Das Bundesverbraucherministerium steht seiner Website zufolge "in Kontakt mit dem Unternehmen, um weitere Informationen über die Erhebung und Verwendung persönlicher Nutzerdaten zu erlangen". Im übrigen teilt das Ministerium in vielen Fällen die Rechtsauffassung des ULD und sieht neben Facebook ebenfalls die Betreiber von Fanpages oder Webseiten mit den umstrittenen Plug-ins in der Pflicht: "Aus Sicht des Bundesverbraucherministeriums sollte der 'Gefällt mir'-Button von Facebook bis zu einer datenschutzkonformen Lösung der Problematik nicht mehr auf Internetseiten von Behörden oder Unternehmen eingebunden werden. Auch sind Facebook-'Fanpages' konsequent abzuschalten, weil ihre Verwendung offensichtlich gegen deutsches und europäisches Datenschutz- und Telemedienrecht verstößt."

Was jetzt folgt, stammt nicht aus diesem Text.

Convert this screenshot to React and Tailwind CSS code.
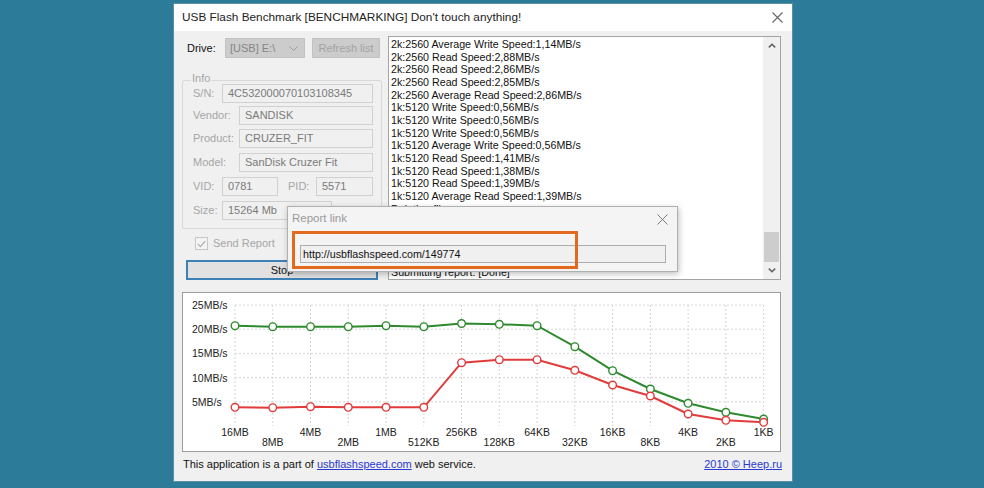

Fragezeichen hatte indes eine Ausarbeitung des Wissenschaftlichen Dienstes des Bundestags aufgeworfen, die zwar ebenfalls zum Schluss kam, dass "an der datenschutzrechtlichen Zulässigkeit dieser Anwendungen erhebliche rechtliche Zweifel" bestehen, aber dennoch betont: "Aufgrund der komplexen und unübersichtlichen Rechtslage sowie der Schwierigkeit einer zutreffenden Einordnung der technischen Abläufe ist eine abschließende datenschutzrechtliche Bewertung aus hiesiger Sicht ... nicht möglich." Die Ausarbeitung kritisierte: "Das Gutachten des ULD übergeht an einigen Stellen bestehende Streitigkeiten zur Beantwortung datenschutzrechtlicher Fragestellungen. Zudem ist die rechtliche Bewertung teilweise lückenhaft und nicht durchgängig nachvollziehbar. ... Im Übrigen geht das ULD in seiner Beurteilung überwiegend von vertretbaren Rechtsauffassungen aus, jedoch ist der durch das ULD erweckte Eindruck, die untersuchten Sachverhalte würden eindeutig gegen geltendes Datenschutzrecht verstoßen, unzutreffend. Vielmehr ist das geltende Datenschutzrecht von Unsicherheiten geprägt und macht die eindeutige Beantwortung rechtlicher Fragen in diesem Bereich schwer. ... Es kann daher keine abschließende Empfehlung hinsichtlich einer Entfernung der durch das ULD als datenschutzrechtlich unzulässig bewerteten Angebote gegeben werden."